Dostaliśmy telefon od lekarza, który zajął się psem w stanie krytycznym. Zostaliśmy poproszeni o pomoc. Pierwsza diagnoza to babeszjoza, pies w momencie odebrania z gabinetu jest nieprzytomny i z minuty na minutę jest z nim coraz gorzej.
Na pysku ma rany, traci temperaturę. Dla niego i dla nas każda minuta to walka o życie. Dzieli nas godzina drogi do kliniki, która jest w stanie mu pomóc.
Badi trafił do Centrum Vethouse z objawami neurologicznymi oraz znaczną anemią. W badaniu klinicznym stwierdzono rany na głowie w okolicy czołowej oraz otarcia na kończynach- najprawdopodobniej po urazie (być może wypadek komunikacyjny). Badi był wychudzony. Nie wiadomo, ile czasu minęło od urazu do znalezienia go przez osobę zgłaszającą.

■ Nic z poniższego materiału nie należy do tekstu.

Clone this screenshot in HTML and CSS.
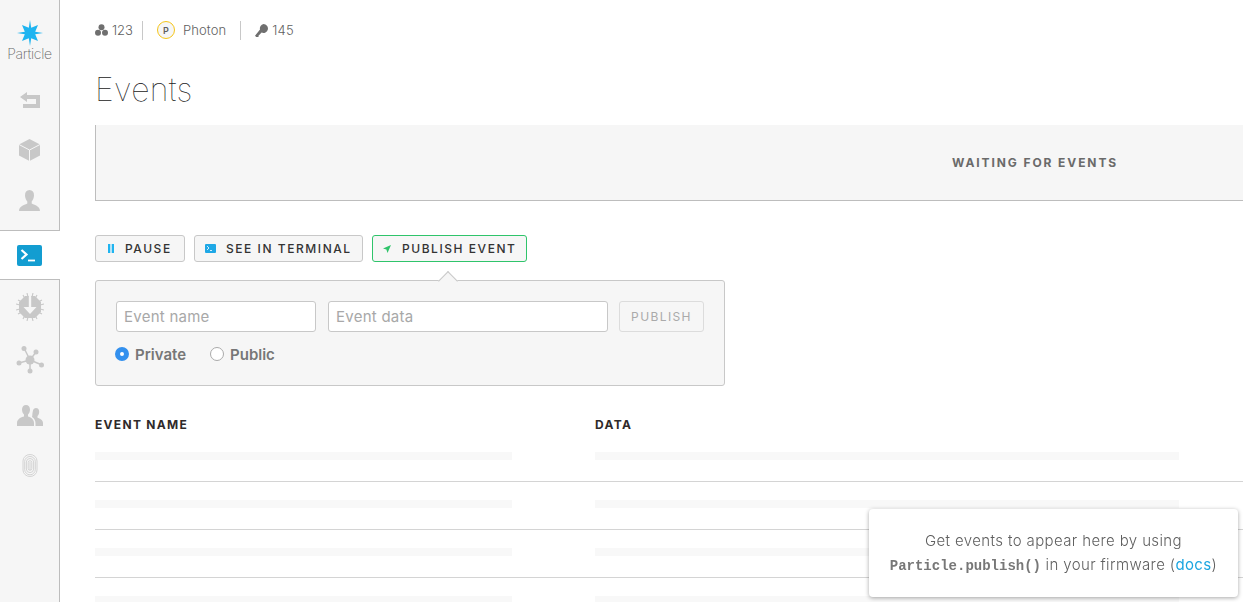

W badaniach krwi oprócz niedokrwistości obserwowano podwyższoną bilirubinę całkowitą, parametry nerkowe, wątrobowe oraz zmiany w profilu elektrolitowym. W rozmazie krwi stwierdzono b. canis. Wykazuje objawy neurologiczne sugerujące neurolokalizację przodomózgowia/ ARAS takie jak otępienie, powolna reakcja źrenic na światło, pelurothotonus, napieranie głową o ścianę. W badaniu tomografii komputerowej głowy nie stwierdzono zmian sugerujących na zmiany pokrwotoczne. Badanie płynu mózgowo-rdzeniowego nie wykazało cech stanu zapalnego.
Prosimy o pomoc w uratowaniu Badiego!